Survey Reveals COVID-19 Impacts on Ohio’s Food, Ag Systems

Source: Ohio Farm Bureau, Previously published by Ohio Farmer on-line.

Sixty-five percent of those involved in Ohio’s food supply system have been negatively or very negatively impacted by the global COVID-19 pandemic, according to early results of a new survey by the Ohio Farm Bureau Federation.

The statewide Farm, Food and Agribusiness COVID-19 Impact Survey, distributed by OFB and a number of other agriculture groups, collected data to pinpoint areas of concern for every aspect of agriculture, including producers, retailers and food processors. With more than 1,000 surveys returned, statistics show:

* Nearly half (45%) of respondents have had their market distribution channels disrupted.

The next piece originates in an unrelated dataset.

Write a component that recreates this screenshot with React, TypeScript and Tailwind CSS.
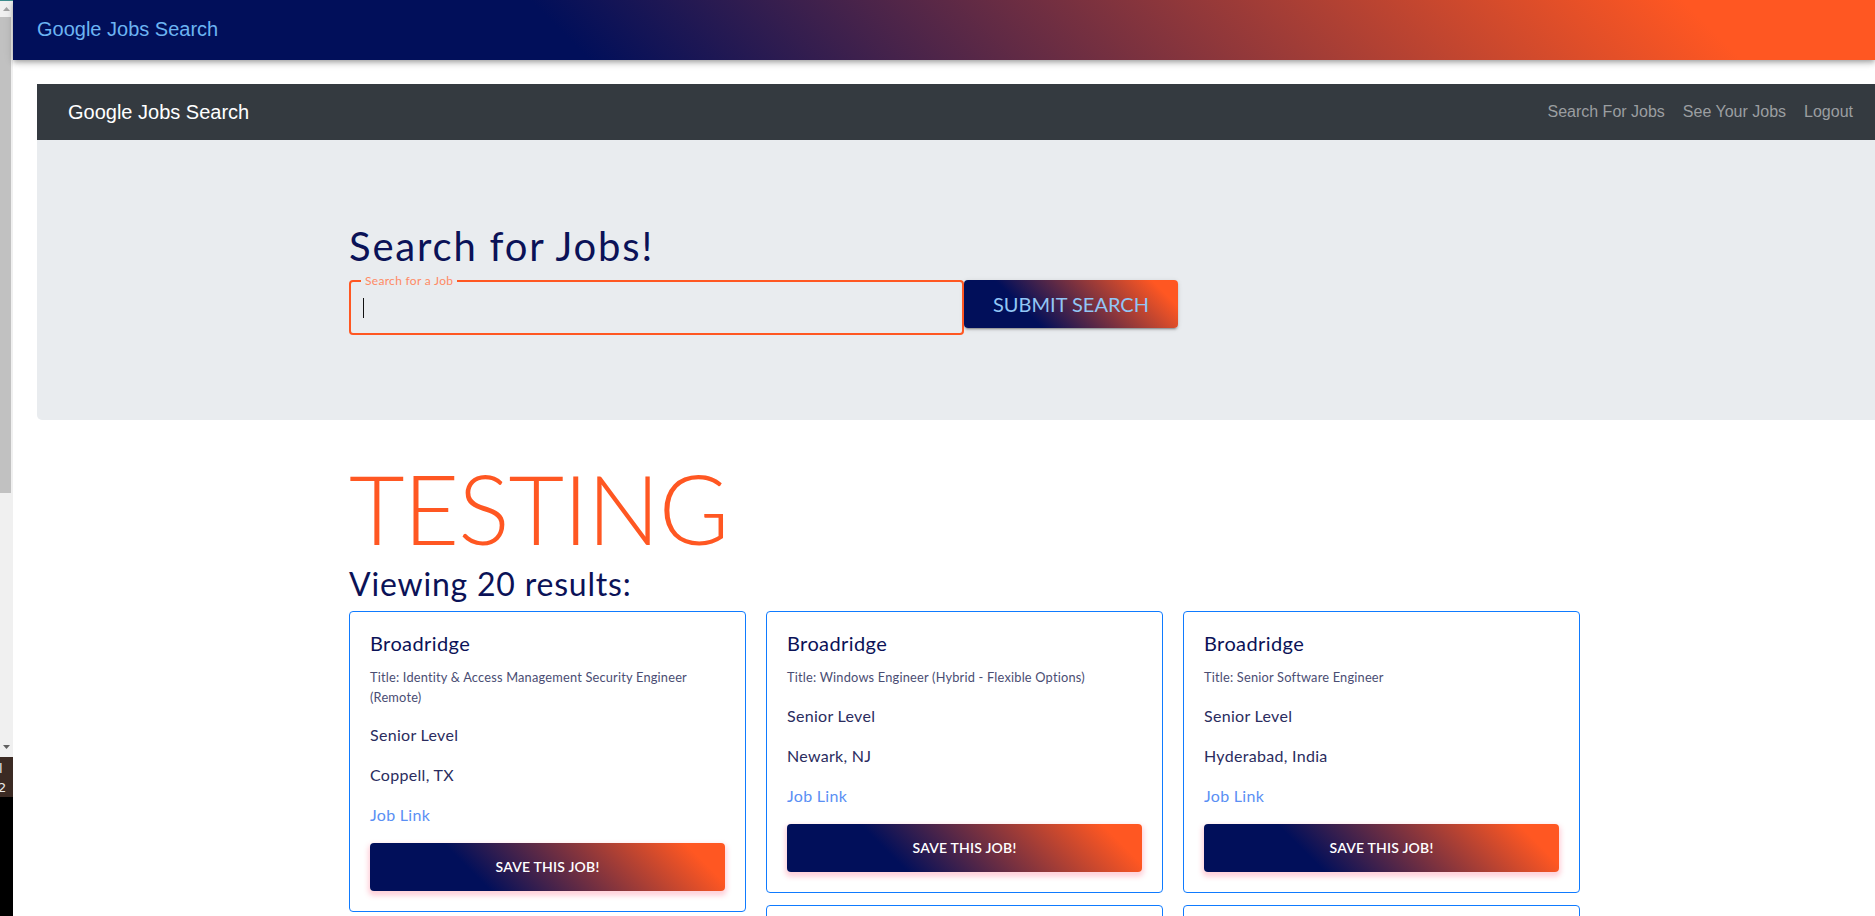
import React from "react";

type Job = {
  company: string;
  title: string;
  level: string;
  location: string;
};

const columns: Job[][] = [
  [
    {
      company: "Broadridge",
      title: "Title: Identity & Access Management Security Engineer (Remote)",
      level: "Senior Level",
      location: "Coppell, TX",
    },
    {
      company: "Broadridge",
      title: "Title: Senior Java Developer",
      level: "Senior Level",
      location: "Jersey City, NJ",
    },
  ],
  [
    {
      company: "Broadridge",
      title: "Title: Windows Engineer (Hybrid - Flexible Options)",
      level: "Senior Level",
      location: "Newark, NJ",
    },
    {
      company: "Broadridge",
      title: "Title: Cloud Engineer",
      level: "Senior Level",
      location: "Lake Success, NY",
    },
  ],
  [
    {
      company: "Broadridge",
      title: "Title: Senior Software Engineer",
      level: "Senior Level",
      location: "Hyderabad, India",
    },
    {
      company: "Broadridge",
      title: "Title: Data Engineer",
      level: "Senior Level",
      location: "Bengaluru, India",
    },
  ],
];

function JobCard({ job }: { job: Job }) {
  return (
    <div className="w-[397px] border border-[#0f7bff] rounded-[4px] p-[20px] bg-white">
      <h5 className="text-[20px] leading-[24px] mb-[12px] text-[#0b1257] tracking-[0.4px] -mt-[1px] pb-[1px]">{job.company}</h5>
      <p className="text-[12.8px] leading-[19.2px] mb-[16px] text-[#4a4d73] tracking-[0.2px]">{job.title}</p>
      <p className="text-[16px] leading-[24px] mb-[16px] text-[#2a2c5e] tracking-[0.3px]">{job.level}</p>
      <p className="text-[16px] leading-[24px] mb-[16px] text-[#2a2c5e] tracking-[0.3px]">{job.location}</p>
      <p className="text-[16px] leading-[24px] mb-[16px] text-[#5a8ff4] tracking-[0.3px]">Job Link</p>
      <button className="w-full h-[48px] rounded-[4px] bg-[linear-gradient(45deg,#010f5a_30%,#ff5722_90%)] shadow-[0_3px_5px_2px_rgba(255,105,135,0.3)] text-white text-[14px] font-semibold uppercase tracking-[0.2px]">
        Save this job!
      </button>
    </div>
  );
}

export default function App() {
  return (
    <div className="flex w-[1875px] h-[916px] overflow-hidden bg-white [font-family:Lato,'Noto_Sans',sans-serif]">
      {/* left strip (other window) */}
      <div className="w-[13px] shrink-0 flex flex-col h-full">
        <div className="h-[757px] bg-[#f0f0f0] flex flex-col border-t border-[#3d8c8c]">
          <div className="h-[16px] flex items-center justify-center">
            <svg width="7" height="4" viewBox="0 0 7 4">
              <polygon points="0,4 3.5,0 7,4" fill="#a3a3a3" />
            </svg>
          </div>
          <div className="w-[11px] h-[476px] bg-[#c1c1c1]" />
          <div className="flex-1" />
          <div className="h-[14px] flex items-start justify-center pt-[2px]">
            <svg width="7" height="4" viewBox="0 0 7 4">
              <polygon points="0,0 3.5,4 7,0" fill="#606060" />
            </svg>
          </div>
        </div>
        <div className="h-[40px] bg-[#3b2a23] overflow-hidden text-[#e8e8e8] text-[13px] leading-[19px] pt-[2px] [font-family:'DejaVu_Sans',sans-serif]">
          <div className="-ml-[1px]">l</div>
          <div className="-ml-[2px]">2</div>
        </div>
        <div className="flex-1 bg-black" />
      </div>

      {/* main page */}
      <div className="flex-1 flex flex-col min-w-0">
        {/* app bar */}
        <div className="h-[60px] shrink-0 flex items-center pl-[24px] pb-[3px] bg-[linear-gradient(45deg,#010f5a_30%,#ff5722_90%)] shadow-[0_2px_4px_-1px_rgba(0,0,0,0.2),0_4px_5px_0_rgba(0,0,0,0.14),0_1px_10px_0_rgba(0,0,0,0.12)] relative z-10">
          <span className="text-[20px] text-[#6cb4f2] [font-family:'Liberation_Sans',Arial,sans-serif]">Google Jobs Search</span>
        </div>

        <div className="ml-[24px] mt-[24px] flex flex-col">
          {/* navbar */}
          <div className="h-[56px] bg-[#343a40] flex items-center justify-between pl-[31px] pr-[22px] [font-family:'Liberation_Sans',Arial,sans-serif]">
            <span className="text-[20px] text-white">Google Jobs Search</span>
            <div className="flex items-center gap-[18px] text-[16px] text-[#9b9ea1]">
              <span>Search For Jobs</span>
              <span>See Your Jobs</span>
              <span>Logout</span>
            </div>
          </div>

          {/* jumbotron */}
          <div className="h-[280px] bg-[#e9ecef] rounded-bl-[5px] pl-[312px] pt-[82px]">
            <h1 className="text-[40px] leading-[48px] text-[#0b1257] mb-[10px] tracking-[1.8px]">Search for Jobs!</h1>
            <div className="flex items-start">
              <div className="relative w-[615px] h-[55px] border-2 border-[#ff5722] rounded-[4px] flex items-center pl-[12px]">
                <span className="absolute -top-[9px] left-[10px] px-[4px] bg-[#e9ecef] text-[12px] leading-[16px] text-[#ff8a65] tracking-[0.3px]">
                  Search for a Job
                </span>
                <span className="w-px h-[20px] bg-[#111]" />
              </div>
              <button className="w-[214px] h-[48px] rounded-[4px] bg-[linear-gradient(45deg,#010f5a_30%,#ff5722_90%)] shadow-[0_3px_1px_-2px_rgba(0,0,0,0.2),0_2px_2px_0_rgba(0,0,0,0.14),0_1px_5px_0_rgba(0,0,0,0.12)] text-[20px] text-[#92c6f5] uppercase">
                Submit Search
              </button>
            </div>
          </div>

          {/* results */}
          <div className="pl-[312px] mt-[30px]">
            <div className="text-[96px] leading-[115px] font-light text-[#ff5722] tracking-[-1px]">TESTING</div>
            <h2 className="text-[32px] leading-[38.4px] text-[#0b1257] tracking-[0.8px]">Viewing 20 results:</h2>
            <div className="mt-[8px] flex items-start gap-[20px]">
              {columns.map((col, i) => (
                <div key={i} className="flex flex-col gap-[12px]">
                  {col.map((job, j) => (
                    <JobCard key={j} job={job} />
                  ))}
                </div>
              ))}
            </div>
          </div>
        </div>
      </div>
    </div>
  );
}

* Twenty-nine percent of those taking part in the survey have cash flow issues.

* Almost 15% of people polled cannot access the sanitation and protective equipment items required to operate (masks, sanitizers, etc.)

“This is a real-time snapshot of what the state’s agriculture community is dealing with as we work through the challenges of the coronavirus outbreak,” says Adam Sharp, OFB executive vice president. “Even though everyone along the food supply chain is essential, and the work continues from the farm to the grocery store, there is still more work to do to make sure we keep the system moving in the right direction.”

From the onset of the pandemic, Farm Bureau has been striving to deliver the most up-to-date information from the state and national levels to help its members navigate through these challenging times, according to Sharp. OFB helps this survey helps further those efforts.

“The information we are receiving from this survey is going to help us on two fronts,” says Yvonne Lesicko, OFB vice president of public policy. “We are lobbying hard to make sure USDA is allocating funds where they are needed the most across the industry, and we are trying to find solutions where we can for market disruptions.”

Results of the survey will be shared across Ohio’s food sector to allow commodity groups and organizations to work with their members directly to discuss the COVID-19 challenges being experienced in their part of the industry.